Considering the example of the e-commerce store with insufficient traffic, here are some possible steps an entrepreneur could take to remedy this failure.
- After launching an e-commerce store, almost no traffic appeared. Thinking the product would sell itself on its own merits, the owner was surprised when this didn’t happen. He realized his assumptions were wrong.
- Upon conducting some online research, the entrepreneur discovered that many successful e-commerce businesses were generating traffic through promotion by influencers, search engine optimization (SEO), and social media advertising.
- After researching how influencers work, the entrepreneur realized this tactic was costly because influencers charge a fee that is beyond the entrepreneur’s budget.

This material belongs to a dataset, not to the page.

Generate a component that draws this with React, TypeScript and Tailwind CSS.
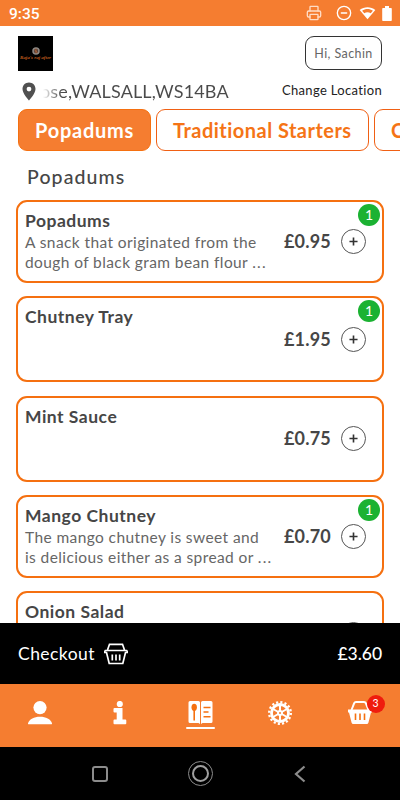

- Looking into SEO, the entrepreneur discovered that this method wouldn’t work either because the keywords for the product have a very low search volume.
- The next step was trying social media, so $70 was spent on a targeted Facebook ad to generate traffic. This contributed to some sales, but not enough.
- Because the business now has some customers, the entrepreneur improved the checkout experience by upselling another product with the original product. About 20% of the customers bought the add-on. Revenue is improving.
- The next tactic was to create a 90-second funny TikToc video about the product. This video was shared on social media, generating a buzz and creating even more sales.
In this example, the entrepreneur learned from his initial mistake. By continually conducting research and making adjustments, he eventually found a marketing process that created revenue. By continuing the process of learning and adjusting, more new revenue will be created.
Step #6: Repeat
Success is rarely linear. The normal pattern is that an entrepreneur must continue to try new ideas until things click into place and propel the business venture forward.
This is a necessary process in business. An entrepreneur must continue to execute and try new tactics, learning along the way, failing forward to success until a successful, scalable business model is created.